Book Review: Before Stonewall by Edward Cohen
The short stories in this collection from Austin's Awst Press simmer with queer rage, grief, and longing
Reviewed by Rosalind Faires, Fri., June 25, 2021
You have a word on the tip of your tongue. You know it but you've just forgotten it, or you know it and you're scared to say it, or you're feeling something new and strange and you are praying that there's language for this, that you're not the only one. The nearness of the word is maddening, whether it's an inch or a mile away. You might lash out. You might fall into a funk. You might find yourself squinting off in the distance, trying to imagine a world where the word comes easily, no trouble at all.
A reaching for language and understanding threads throughout Before Stonewall, playwright and author Edward M. Cohen's new short story collection. The narrators and protagonists of these stories are almost exclusively young gay men working in and around the New York theatre scene between 1948 and, as the title suggests, June 1969. It's not just their own queer desires and the strictures of the time that stymie them – they also work at comprehending how their parents and peers move through the world, how ambition motivates some people while others settle, what pursuing art looks like to themselves and others, why they themselves are so angry or scared or changeable or lonely.
A High School of Performing Arts alumnus aches over the classmate who most deserved a shot at fame in "Golden Boys and Girls," we follow the misadventures of an aspiring actor/part-time furrier employee in "The Wonders of Art," see tumultuous gay relationships marred by distrust and violence in "Cream of Mushroom Soup" and "This Treacherous Life," and wrestle with the legacies of complicated mothers and fathers in "Choreographer," "Shiva," and "Cheez Doodles." With so many of the stories written as first-person reminiscences, it's tempting to approach this anthology almost more as an intimate oral history than a short story collection, but that undersells Cohen's craft, both in individual entries and the collection's overall composition. We see gay slurs wound closeted protagonists, the specter of McCarthyism infect everything and everyone with a fear of traitors and subversion, furtive glances be misinterpreted and overanalyzed – again and again, forced secrecy and shame decaying friendships, curtailing necessary conversations, and breeding melancholy and rage in our protagonists. But still there are these little points of light, the moments of laughter, the sheen of youth and beauty and promise on so many characters. The past may be threatening, but it's hard not to want to gaze at it, take it all in.

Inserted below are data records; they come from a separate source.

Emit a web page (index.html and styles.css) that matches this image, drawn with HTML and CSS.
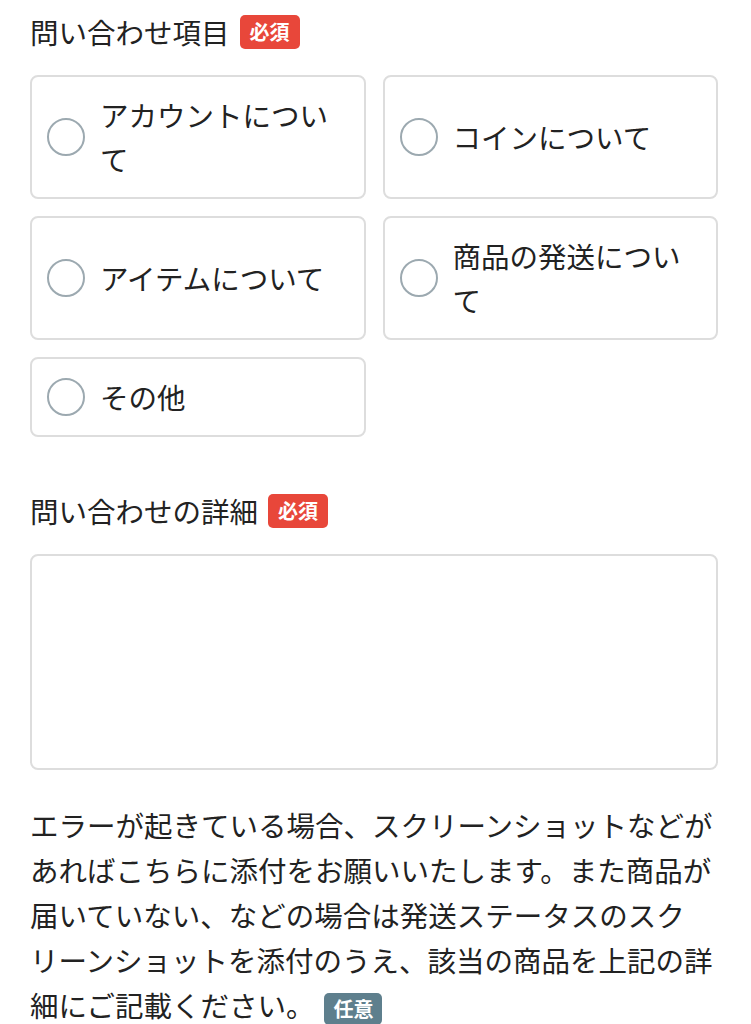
FILE: index.html
```html
<!DOCTYPE html>
<html lang="ja">
<head>
<meta charset="utf-8">
<link rel="stylesheet" href="styles.css">
</head>
<body>
<div class="form">
  <div class="label-row first">
    <span class="label">問い合わせ項目</span><span class="badge req">必須</span>
  </div>
  <div class="options">
    <label class="option"><span class="radio"></span><span class="opt-text">アカウントについて</span></label>
    <label class="option"><span class="radio"></span><span class="opt-text">コインについて</span></label>
    <label class="option"><span class="radio"></span><span class="opt-text">アイテムについて</span></label>
    <label class="option"><span class="radio"></span><span class="opt-text">商品の発送について</span></label>
    <label class="option"><span class="radio"></span><span class="opt-text">その他</span></label>
  </div>
  <div class="label-row second">
    <span class="label">問い合わせの詳細</span><span class="badge req">必須</span>
  </div>
  <div class="textarea"></div>
  <p class="note">エラーが起きている場合、スクリーンショットなどがあればこちらに添付をお願いいたします。また商品が届いていない、などの場合は発送ステータスのスクリーンショットを添付のうえ、該当の商品を上記の詳細にご記載ください。<span class="badge opt">任意</span></p>
</div>
</body>
</html>
```
FILE: styles.css
```css
html, body {
  margin: 0;
  padding: 0;
  background: #ffffff;
}
body {
  font-family: "Noto Sans CJK JP", "Noto Sans", sans-serif;
  color: #222222;
}
.form {
  width: 688px;
  margin-left: 30px;
}
.label-row {
  display: flex;
  align-items: center;
  gap: 10px;
  height: 34px;
}
.label-row.first {
  margin-top: 15px;
}
.label-row.second {
  margin-top: 57px;
}
.label {
  font-size: 28.5px;
  line-height: 34px;
}
.badge {
  display: inline-flex;
  align-items: center;
  justify-content: center;
  width: 60px;
  height: 34px;
  border-radius: 5px;
  color: #ffffff;
  font-size: 20px;
  font-weight: 700;
  line-height: 1;
}
.badge.req {
  background: #e8473a;
}
.badge.opt {
  background: #5e7f8d;
  width: 58px;
  height: 32px;
  margin-left: 10px;
  vertical-align: baseline;
}
.options {
  margin-top: 26px;
  display: grid;
  grid-template-columns: 1fr 1fr;
  column-gap: 17px;
  row-gap: 17px;
}
.option {
  display: flex;
  align-items: center;
  border: 2px solid #dddddd;
  border-radius: 8px;
  padding: 16px 20px 16px 15px;
}
.radio {
  flex: none;
  width: 34px;
  height: 34px;
  border: 2px solid #9ca9b0;
  border-radius: 50%;
  margin-right: 15px;
}
.opt-text {
  font-size: 28.5px;
  line-height: 44px;
}
.textarea {
  margin-top: 26px;
  height: 212px;
  border: 2px solid #dddddd;
  border-radius: 8px;
}
.note {
  margin: 32px 0 0 0;
  font-size: 28.5px;
  line-height: 45px;
  line-break: strict;
}
```
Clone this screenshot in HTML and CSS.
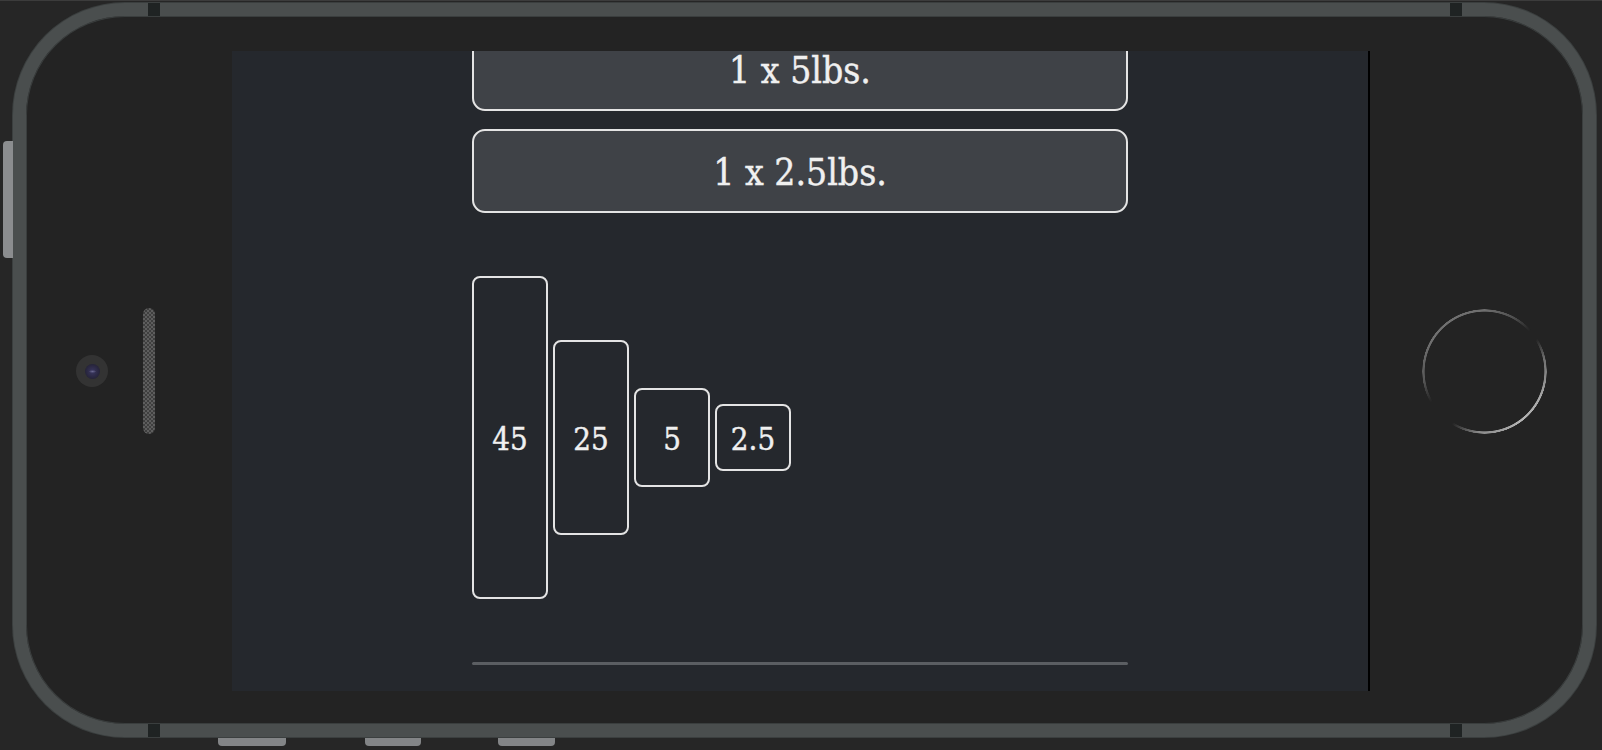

The bookends of the collection, "A Story of Early Love" and "After Stonewall," are clever entry and exit points, asking bittersweet questions about what it means, as a queer person, to envision yourself as a protagonist. In the former, an unnamed narrator recalls the crush two straight 10-year-old schoolmates had on each other, a tale he focused on before he was capable of dreaming "new stories in which [he], perhaps, could play a part," and in the latter, an "old-timer" named Al cruises, people-watches, and converses with old friends in a Kingston, N.Y., park late at night. In both, there seem to be intermingled love and mourning for younger selves who survived material danger because of who they are, though they might not have always been able to put into words what made them different.
There just might be an invitation there – not just to cherish the stories of our queer elders who have survived illness, cruelty, and silencing, but to forgive ourselves when we need to take our time to find our words and speak them.